Clinical requirement: Medical attestation

Approval rate: 85%

Paid claims per year post-approval: 256

 

 

 

Total net cost/year for those approved:

$2,806,645

PBM B: New clinical evaluation

Reviews per year: 301

Rebate: 15%

Clinical requirements: National provider number for rheumatologist; trial and failure of traditional disease modifying anti-rheumatic drugs for at least three consecutive months

Approval rate: 60%

Paid claims per year post-approval: 181

Total net cost/year for those approved:

$2,248,970

 

A traditional evaluation method could have cost the plan nearly $558,000 more for one drug category.

 

 

Join a Coalition

Pharmacy coalitions are used by employers of all sizes, and joining one is one of the easiest ways to address rising pharma costs. Coalitions can lower unit costs per prescription through group-leveraged buying power.

They also provide transparency around what is and isn't included in a guarantee – these details can have material impact on deal value.

Employers typically allocate 25% of their spending on average to specialty drugs, but all it takes is one or two patients to shift spending to 50% at the individual employer level.

 

Increase competitive edge

  • Coalition contracts have tighter controls and disclosures around maximum variability costs compared with that of PBMs that might change generic pricing from year to year.
  • Coalition contracts steer clear of misleading optics that make deals appear better than they are.

Apply the latest thinking and innovation

  • Pharmacy consulting teams conduct competitive bids every three years.
  • Teams can get annual market checks that provide additional value beyond the negotiated financial escalation clauses that are built into each PBM contract.

 

Explore Net-Pricing Models

Employers can choose between traditional spread pricing and more transparent arrangements whereby PBMs pass through discounts and dispensing fees pharmacies charge to the plan sponsor.

 

Current model:

Includes primary discounts and dispensing fees, typically by brand, generic, and specialty by the dispensing pharmacy.

Has manufacturer payment guarantee with a minimum pass-through of 100%. Some of the models in the marketplace today remove those primary discounts and generally have only the ingredient costs-per-adjusted-script guarantee.

Net pricing model:

Adds guarantees, including the primary brand discount for employers.

Includes market coalition oering, which has the secondary brand discount guarantee (network discount plus the value of manufacturer payments at the point of sale).

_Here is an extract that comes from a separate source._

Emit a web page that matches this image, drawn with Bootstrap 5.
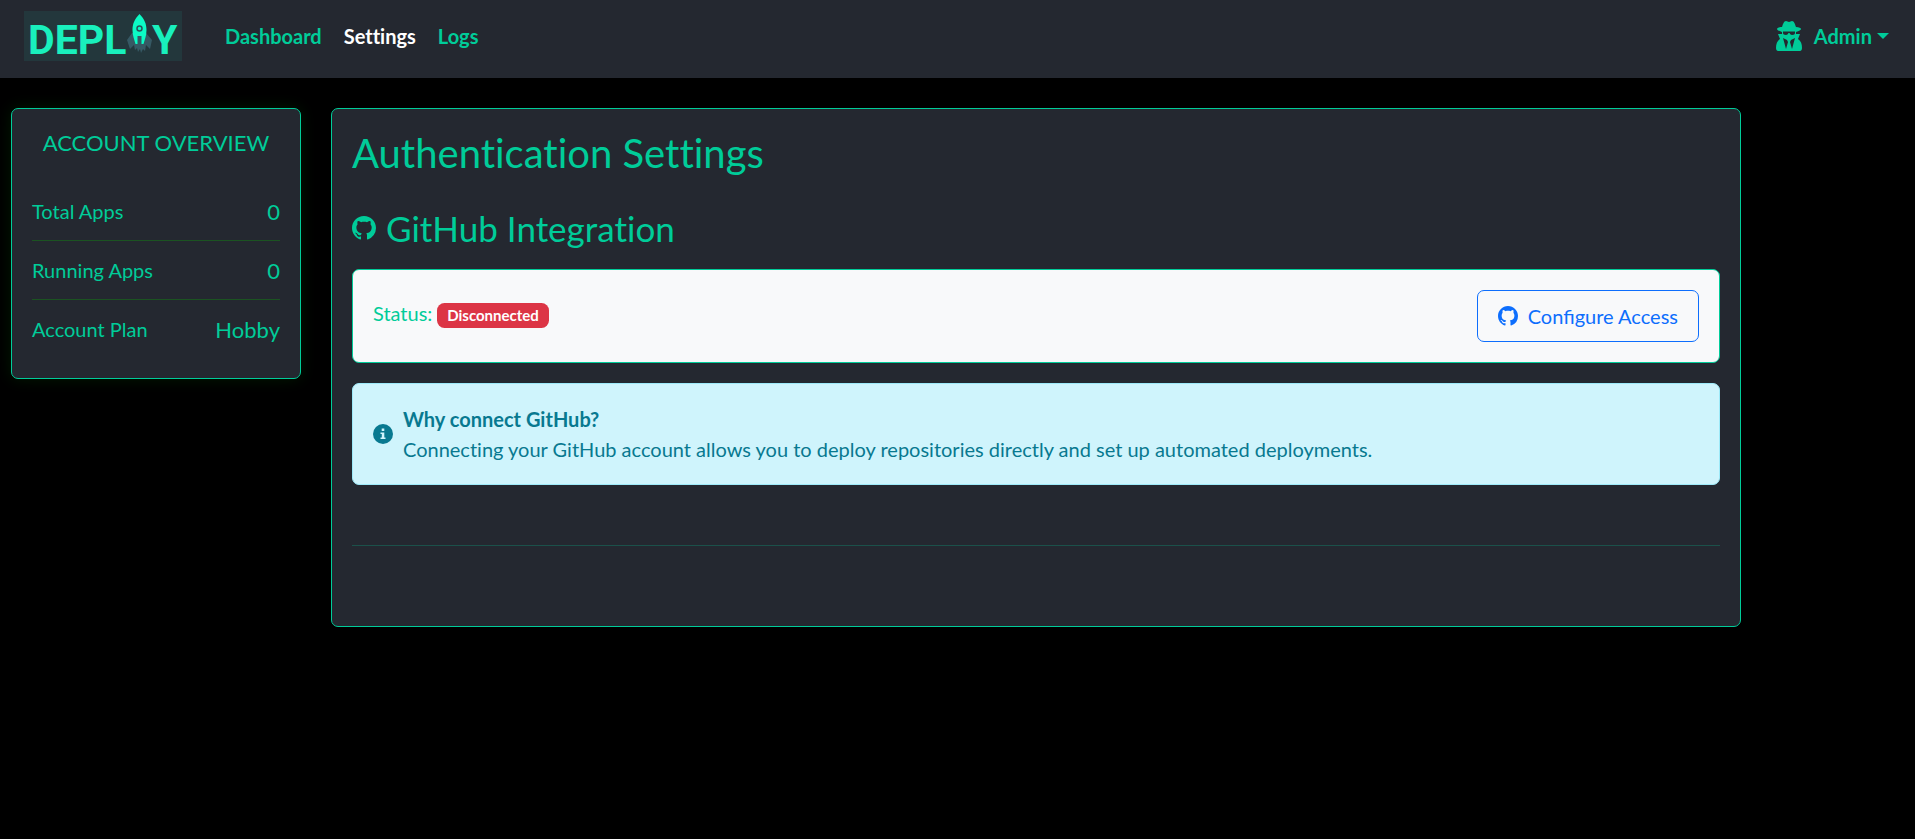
<!DOCTYPE html>
<html lang="en">
<head>
<meta charset="utf-8">
<meta name="viewport" content="width=device-width, initial-scale=1">
<title>Deploy - Authentication Settings</title>
<link href="https://cdn.jsdelivr.net/npm/bootstrap@5.3.0/dist/css/bootstrap.min.css" rel="stylesheet">
<style>
  :root { --accent: #00cc99; --panel: #242830; }
  html { font-size: 20px; }
  body { background: #000; color: var(--accent); font-family: Lato, "Open Sans", sans-serif; font-variant-ligatures: none; }
  .topbar { background: var(--panel); min-height: 78px; padding: 0 24px 6px; }
  .topbar .navbar-brand { margin: 0 33px 0 0; padding: 0; }
  .topbar .navbar-brand svg { overflow: visible; }
  .topbar .navbar-nav { gap: 2px; }
  .topbar .nav-link, .topbar .nav-link:hover { color: var(--accent); font-weight: 700; padding: 0 10px; }
  .topbar .nav-link.active { color: #fff; }
  .topbar .account { margin-right: -8px; }
  .page-body { padding: 30px 14px 0 11px; }
  .page-body > .row { --bs-gutter-x: 30px; }
  .panel { --bs-card-bg: var(--panel); --bs-card-color: var(--accent); --bs-card-border-color: var(--accent); --bs-card-border-radius: 7px; --bs-card-inner-border-radius: 6px; }
  .overview { box-shadow: 0 0 15px rgba(0, 255, 0, .1); }
  .overview-title { font-size: 22px; line-height: 27px; margin-bottom: 26px; }
  .stat { height: 59px; border-bottom: 1px solid #1b5321; }
  .stat:last-child { height: 58px; border-bottom: 0; }
  .stat dt { font-weight: 400; }
  .stat dd { font-size: 22px; margin: 0; }
  .status-card { --bs-card-bg: #f8f9fa; }
  .status-line { padding-top: 8px; }
  .configure { padding: 10px 20px; --bs-btn-border-radius: 7px; }
  .info-note { background: #cff4fc; border-color: #9eeaf9; color: #087990; border-radius: 7px; }
</style>
</head>
<body>
<nav class="navbar topbar navbar-expand" aria-label="Main">
  <a class="navbar-brand" href="#" aria-label="Deploy home">
    <svg class="d-block" width="158" height="50" viewBox="0 0 158 50" aria-hidden="true">
      <rect width="158" height="50" fill="#23373c"/>
      <g fill="#19f0bd" font-family="Roboto, sans-serif" font-weight="700" font-size="41">
        <text x="4" y="43">DEPL</text>
        <text x="128" y="43">Y</text>
      </g>
      <path fill="#365964" d="M108 22l-5 7 3 9 4-4 1 5 2-2 1 4 2-3 1 4 2-4 2 2 1-6 4 4 2-9-6-7z"/>
      <path fill="#0cfbc5" d="M115.500 3c5 5 7 10 7 16 0 6-2 10-3 14h-2v-8h-4v8h-2c-1-4-3-8-3-14 0-6 2-11 7-16z"/>
      <circle cx="115.500" cy="17.500" r="2.500" fill="#0cfbc5" stroke="#28535a" stroke-width="1.500"/>
    </svg>
  </a>
  <div class="navbar-nav me-auto">
    <a class="nav-link" href="#">Dashboard</a>
    <a class="nav-link active" aria-current="page" href="#">Settings</a>
    <a class="nav-link" href="#">Logs</a>
  </div>
  <div class="navbar-nav dropdown account">
    <a class="nav-link dropdown-toggle d-flex align-items-center" href="#" role="button" data-bs-toggle="dropdown" aria-expanded="false">
      <svg class="me-2" width="30" height="30" viewBox="0 0 30 30" fill="currentColor" aria-hidden="true">
        <path d="M8 6c1-3 2-6 4-6 1 0 2 1 3 1s2-1 3-1c2 0 3 3 4 6 3 0 5 1 5 2s-2 2-5 3v2h4l-2 5c3 2 4 5 4 9 0 2-1 3-2 3H4c-1 0-2-1-2-3 0-4 1-7 4-9l-2-5h4v-2C5 10 3 9 3 8s2-2 5-2z"/>
        <path fill="#242830" d="M9 10.500h12v1.500c0 1-1 2-3 2-1 0-2-1-2.500-2h-1c-.5 1-1.500 2-2.500 2-2 0-3-1-3-2z"/>
        <path fill="#242830" d="M9 17l4 2 1 2-2 7zM21 17l-4 2-1 2 2 7z"/>
      </svg>
      Admin
    </a>
    <ul class="dropdown-menu dropdown-menu-end"><li><a class="dropdown-item" href="#">Log out</a></li></ul>
  </div>
</nav>

<svg class="d-none" aria-hidden="true">
  <symbol id="github" viewBox="0 0 16 16"><path d="M8 0C3.580 0 0 3.580 0 8c0 3.540 2.290 6.530 5.470 7.590.4.070.55-.17.55-.38 0-.19-.01-.82-.01-1.490-2.010.37-2.530-.49-2.690-.94-.09-.23-.48-.94-.82-1.130-.28-.15-.68-.52-.01-.53.63-.01 1.080.58 1.230.82.72 1.210 1.870.87 2.330.66.07-.52.28-.87.51-1.070-1.780-.2-3.640-.89-3.640-3.950 0-.87.31-1.590.82-2.150-.08-.2-.36-1.020.08-2.120 0 0 .67-.21 2.200.82.64-.18 1.320-.27 2-.27s1.360.09 2 .27c1.530-1.040 2.200-.82 2.200-.82.44 1.100.16 1.920.08 2.120.51.56.82 1.270.82 2.150 0 3.070-1.870 3.750-3.650 3.950.29.25.54.73.54 1.480 0 1.070-.01 1.930-.01 2.200 0 .21.15.46.55.38A8.010 8.010 0 0 0 16 8c0-4.420-3.580-8-8-8z"/></symbol>
</svg>

<main class="container-fluid page-body">
  <div class="row align-items-start">
    <aside class="col-2">
      <div class="card panel overview">
        <div class="card-body">
          <h2 class="overview-title text-center text-uppercase fw-normal">Account Overview</h2>
          <dl class="mb-0">
            <div class="stat d-flex justify-content-between align-items-center"><dt>Total Apps</dt><dd>0</dd></div>
            <div class="stat d-flex justify-content-between align-items-center"><dt>Running Apps</dt><dd>0</dd></div>
            <div class="stat d-flex justify-content-between align-items-center"><dt>Account Plan</dt><dd>Hobby</dd></div>
          </dl>
        </div>
      </div>
    </aside>
    <section class="col-9">
      <div class="card panel">
        <div class="card-body">
          <h1 class="h2 fw-normal mb-4">Authentication Settings</h1>
          <h2 class="h3 fw-normal mb-3 d-flex align-items-center">
            <svg class="me-2" width="24" height="24" fill="currentColor" aria-hidden="true"><use href="#github"/></svg>GitHub Integration
          </h2>
          <div class="card panel status-card mb-3">
            <div class="card-body d-flex justify-content-between align-items-start">
              <p class="status-line mb-0">Status: <span class="badge text-bg-danger">Disconnected</span></p>
              <button type="button" class="btn btn-outline-primary configure d-flex align-items-center">
                <svg class="me-2" width="20" height="20" fill="currentColor" aria-hidden="true"><use href="#github"/></svg>Configure Access
              </button>
            </div>
          </div>
          <div class="alert info-note d-flex align-items-center mb-0" role="note">
            <svg class="me-2 flex-shrink-0" width="20" height="20" viewBox="0 0 20 20" aria-hidden="true">
              <circle cx="10" cy="10" r="10" fill="currentColor"/>
              <path fill="#cff4fc" d="M8.700 4.600h2.600v2.400H8.700zM7.500 8.400h3.800v5h1.200V15h-5v-1.600h1.300V10H7.500z"/>
            </svg>
            <div><strong>Why connect GitHub?</strong><br>Connecting your GitHub account allows you to deploy repositories directly and set up automated deployments.</div>
          </div>
          <hr class="my-5">
        </div>
      </div>
    </section>
  </div>
</main>
<script src="https://cdn.jsdelivr.net/npm/bootstrap@5.3.0/dist/js/bootstrap.bundle.min.js"></script>
</body>
</html>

Includes an ingredient cost-per-adjusted-script guarantee that overlays nonspecialty and specialty products, as well as a manufacturer payment pass-through of 100%.

 

Regardless of the pricing option, employers should ensure:

  • An understanding of the contract, especially whether the headline rates actually represent how pricing is reconciled.
  • Transparency into PBM data and exactly how drug prices are calculated.
  • Awareness of any price osetting and whether a company has full audit rights and disclosures of all negotiated financial terms and conditions

 

Conduct an Audit

Employers likely need to conduct an audit, on their own or with a vendor, to see if their PBM is following their contracts.

Fraud, waste and abuse continue to impede contracts. While there is no way to eliminate them, employers can minimize damage by conducting an audit.

In our experience, most audits reveal issues that PBMs can address:

The client didn't receive what they expected financially, despite PBM reporting.
Potential benefit coding error occured, such as Dispense as Written code penalties.
Groups were not appropriately mapped to the correct benefit designs.
Inappropriate clinical decision-making caused a single drug to unnecessarily cost hundred of thousands of dollars annually.

 

As prescription drug spending increases, employers can manage costs by undertaking one of these four strategies and exercising due diligence in validating their current pricing arrangements.